Your goal: Leave out any pictures and transcribe all other data below exactly.

#### Information shown

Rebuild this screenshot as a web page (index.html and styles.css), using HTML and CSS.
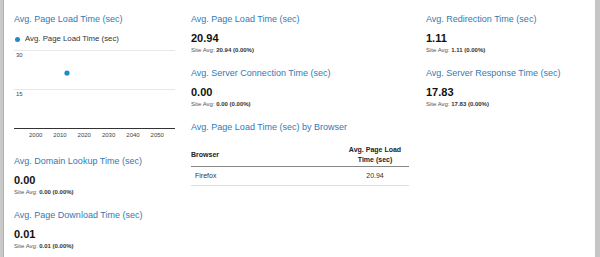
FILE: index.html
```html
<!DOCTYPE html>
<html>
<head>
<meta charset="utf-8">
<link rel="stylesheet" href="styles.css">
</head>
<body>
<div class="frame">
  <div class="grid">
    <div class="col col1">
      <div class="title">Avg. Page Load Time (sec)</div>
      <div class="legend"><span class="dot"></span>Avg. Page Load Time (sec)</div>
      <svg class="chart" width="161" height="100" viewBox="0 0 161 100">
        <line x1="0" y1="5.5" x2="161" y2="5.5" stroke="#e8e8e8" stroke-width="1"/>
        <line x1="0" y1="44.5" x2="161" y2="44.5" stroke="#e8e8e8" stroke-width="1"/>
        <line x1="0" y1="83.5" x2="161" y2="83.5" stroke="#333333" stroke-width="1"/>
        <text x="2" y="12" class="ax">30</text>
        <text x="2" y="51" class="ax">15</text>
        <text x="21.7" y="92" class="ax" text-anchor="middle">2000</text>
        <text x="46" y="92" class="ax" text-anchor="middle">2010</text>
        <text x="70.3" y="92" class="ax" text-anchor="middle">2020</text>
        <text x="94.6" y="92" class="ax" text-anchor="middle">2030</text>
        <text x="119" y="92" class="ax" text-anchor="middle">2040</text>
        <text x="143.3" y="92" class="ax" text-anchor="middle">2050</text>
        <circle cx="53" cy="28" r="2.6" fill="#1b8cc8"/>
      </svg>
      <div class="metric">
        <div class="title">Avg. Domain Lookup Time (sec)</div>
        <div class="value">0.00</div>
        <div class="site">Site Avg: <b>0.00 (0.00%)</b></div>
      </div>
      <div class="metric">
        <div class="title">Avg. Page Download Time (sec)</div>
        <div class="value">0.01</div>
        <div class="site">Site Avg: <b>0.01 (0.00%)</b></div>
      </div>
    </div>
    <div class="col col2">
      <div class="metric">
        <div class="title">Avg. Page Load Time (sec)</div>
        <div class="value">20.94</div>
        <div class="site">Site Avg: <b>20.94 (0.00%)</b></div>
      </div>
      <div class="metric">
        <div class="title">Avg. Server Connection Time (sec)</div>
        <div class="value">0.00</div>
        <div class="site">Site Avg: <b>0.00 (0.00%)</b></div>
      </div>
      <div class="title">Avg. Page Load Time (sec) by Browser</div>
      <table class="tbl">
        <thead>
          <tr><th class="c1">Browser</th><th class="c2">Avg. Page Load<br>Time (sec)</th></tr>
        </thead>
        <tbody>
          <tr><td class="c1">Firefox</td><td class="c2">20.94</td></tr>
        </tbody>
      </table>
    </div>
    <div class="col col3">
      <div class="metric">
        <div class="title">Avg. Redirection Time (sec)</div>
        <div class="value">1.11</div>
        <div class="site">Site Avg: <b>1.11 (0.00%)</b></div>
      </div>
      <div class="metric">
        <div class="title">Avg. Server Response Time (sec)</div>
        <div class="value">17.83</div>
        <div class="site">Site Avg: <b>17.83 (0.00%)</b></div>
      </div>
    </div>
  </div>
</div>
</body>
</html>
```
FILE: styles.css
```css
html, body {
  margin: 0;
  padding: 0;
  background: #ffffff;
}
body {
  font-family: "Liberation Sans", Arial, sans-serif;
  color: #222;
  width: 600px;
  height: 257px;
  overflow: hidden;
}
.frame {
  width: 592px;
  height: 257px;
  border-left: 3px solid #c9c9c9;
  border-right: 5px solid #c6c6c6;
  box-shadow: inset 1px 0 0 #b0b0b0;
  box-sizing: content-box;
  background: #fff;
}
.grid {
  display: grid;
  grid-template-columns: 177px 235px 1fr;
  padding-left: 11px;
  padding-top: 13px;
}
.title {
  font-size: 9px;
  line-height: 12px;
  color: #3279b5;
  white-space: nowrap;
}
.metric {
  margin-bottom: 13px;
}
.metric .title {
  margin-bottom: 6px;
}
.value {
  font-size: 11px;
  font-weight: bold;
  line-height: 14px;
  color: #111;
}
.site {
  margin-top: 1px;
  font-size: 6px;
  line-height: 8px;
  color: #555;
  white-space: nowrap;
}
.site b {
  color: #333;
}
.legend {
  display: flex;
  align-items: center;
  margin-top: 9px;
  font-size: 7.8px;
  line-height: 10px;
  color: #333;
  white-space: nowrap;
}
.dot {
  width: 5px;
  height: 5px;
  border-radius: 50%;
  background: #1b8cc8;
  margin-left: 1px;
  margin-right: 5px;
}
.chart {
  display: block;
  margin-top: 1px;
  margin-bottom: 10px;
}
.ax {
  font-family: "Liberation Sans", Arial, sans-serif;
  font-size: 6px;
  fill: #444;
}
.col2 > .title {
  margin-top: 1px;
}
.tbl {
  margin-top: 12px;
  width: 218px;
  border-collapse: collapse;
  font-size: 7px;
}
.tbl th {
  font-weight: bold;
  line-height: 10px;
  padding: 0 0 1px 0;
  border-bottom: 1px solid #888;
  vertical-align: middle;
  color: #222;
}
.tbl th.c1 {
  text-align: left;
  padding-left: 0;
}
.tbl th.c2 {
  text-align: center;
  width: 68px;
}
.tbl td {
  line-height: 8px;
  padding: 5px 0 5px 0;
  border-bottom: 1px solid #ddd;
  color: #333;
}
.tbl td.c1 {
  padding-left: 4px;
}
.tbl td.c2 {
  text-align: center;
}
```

########

Task response:
Rebuild this screenshot as a web page (index.html and styles.css), using HTML and CSS.
FILE: index.html
```html
<!DOCTYPE html>
<html>
<head>
<meta charset="utf-8">
<link rel="stylesheet" href="styles.css">
</head>
<body>
<div class="frame">
  <div class="grid">
    <div class="col col1">
      <div class="title">Avg. Page Load Time (sec)</div>
      <div class="legend"><span class="dot"></span>Avg. Page Load Time (sec)</div>
      <svg class="chart" width="161" height="100" viewBox="0 0 161 100">
        <line x1="0" y1="5.5" x2="161" y2="5.5" stroke="#e8e8e8" stroke-width="1"/>
        <line x1="0" y1="44.5" x2="161" y2="44.5" stroke="#e8e8e8" stroke-width="1"/>
        <line x1="0" y1="83.5" x2="161" y2="83.5" stroke="#333333" stroke-width="1"/>
        <text x="2" y="12" class="ax">30</text>
        <text x="2" y="51" class="ax">15</text>
        <text x="21.7" y="92" class="ax" text-anchor="middle">2000</text>
        <text x="46" y="92" class="ax" text-anchor="middle">2010</text>
        <text x="70.3" y="92" class="ax" text-anchor="middle">2020</text>
        <text x="94.6" y="92" class="ax" text-anchor="middle">2030</text>
        <text x="119" y="92" class="ax" text-anchor="middle">2040</text>
        <text x="143.3" y="92" class="ax" text-anchor="middle">2050</text>
        <circle cx="53" cy="28" r="2.6" fill="#1b8cc8"/>
      </svg>
      <div class="metric">
        <div class="title">Avg. Domain Lookup Time (sec)</div>
        <div class="value">0.00</div>
        <div class="site">Site Avg: <b>0.00 (0.00%)</b></div>
      </div>
      <div class="metric">
        <div class="title">Avg. Page Download Time (sec)</div>
        <div class="value">0.01</div>
        <div class="site">Site Avg: <b>0.01 (0.00%)</b></div>
      </div>
    </div>
    <div class="col col2">
      <div class="metric">
        <div class="title">Avg. Page Load Time (sec)</div>
        <div class="value">20.94</div>
        <div class="site">Site Avg: <b>20.94 (0.00%)</b></div>
      </div>
      <div class="metric">
        <div class="title">Avg. Server Connection Time (sec)</div>
        <div class="value">0.00</div>
        <div class="site">Site Avg: <b>0.00 (0.00%)</b></div>
      </div>
      <div class="title">Avg. Page Load Time (sec) by Browser</div>
      <table class="tbl">
        <thead>
          <tr><th class="c1">Browser</th><th class="c2">Avg. Page Load<br>Time (sec)</th></tr>
        </thead>
        <tbody>
          <tr><td class="c1">Firefox</td><td class="c2">20.94</td></tr>
        </tbody>
      </table>
    </div>
    <div class="col col3">
      <div class="metric">
        <div class="title">Avg. Redirection Time (sec)</div>
        <div class="value">1.11</div>
        <div class="site">Site Avg: <b>1.11 (0.00%)</b></div>
      </div>
      <div class="metric">
        <div class="title">Avg. Server Response Time (sec)</div>
        <div class="value">17.83</div>
        <div class="site">Site Avg: <b>17.83 (0.00%)</b></div>
      </div>
    </div>
  </div>
</div>
</body>
</html>
```
FILE: styles.css
```css
html, body {
  margin: 0;
  padding: 0;
  background: #ffffff;
}
body {
  font-family: "Liberation Sans", Arial, sans-serif;
  color: #222;
  width: 600px;
  height: 257px;
  overflow: hidden;
}
.frame {
  width: 592px;
  height: 257px;
  border-left: 3px solid #c9c9c9;
  border-right: 5px solid #c6c6c6;
  box-shadow: inset 1px 0 0 #b0b0b0;
  box-sizing: content-box;
  background: #fff;
}
.grid {
  display: grid;
  grid-template-columns: 177px 235px 1fr;
  padding-left: 11px;
  padding-top: 13px;
}
.title {
  font-size: 9px;
  line-height: 12px;
  color: #3279b5;
  white-space: nowrap;
}
.metric {
  margin-bottom: 13px;
}
.metric .title {
  margin-bottom: 6px;
}
.value {
  font-size: 11px;
  font-weight: bold;
  line-height: 14px;
  color: #111;
}
.site {
  margin-top: 1px;
  font-size: 6px;
  line-height: 8px;
  color: #555;
  white-space: nowrap;
}
.site b {
  color: #333;
}
.legend {
  display: flex;
  align-items: center;
  margin-top: 9px;
  font-size: 7.8px;
  line-height: 10px;
  color: #333;
  white-space: nowrap;
}
.dot {
  width: 5px;
  height: 5px;
  border-radius: 50%;
  background: #1b8cc8;
  margin-left: 1px;
  margin-right: 5px;
}
.chart {
  display: block;
  margin-top: 1px;
  margin-bottom: 10px;
}
.ax {
  font-family: "Liberation Sans", Arial, sans-serif;
  font-size: 6px;
  fill: #444;
}
.col2 > .title {
  margin-top: 1px;
}
.tbl {
  margin-top: 12px;
  width: 218px;
  border-collapse: collapse;
  font-size: 7px;
}
.tbl th {
  font-weight: bold;
  line-height: 10px;
  padding: 0 0 1px 0;
  border-bottom: 1px solid #888;
  vertical-align: middle;
  color: #222;
}
.tbl th.c1 {
  text-align: left;
  padding-left: 0;
}
.tbl th.c2 {
  text-align: center;
  width: 68px;
}
.tbl td {
  line-height: 8px;
  padding: 5px 0 5px 0;
  border-bottom: 1px solid #ddd;
  color: #333;
}
.tbl td.c1 {
  padding-left: 4px;
}
.tbl td.c2 {
  text-align: center;
}
```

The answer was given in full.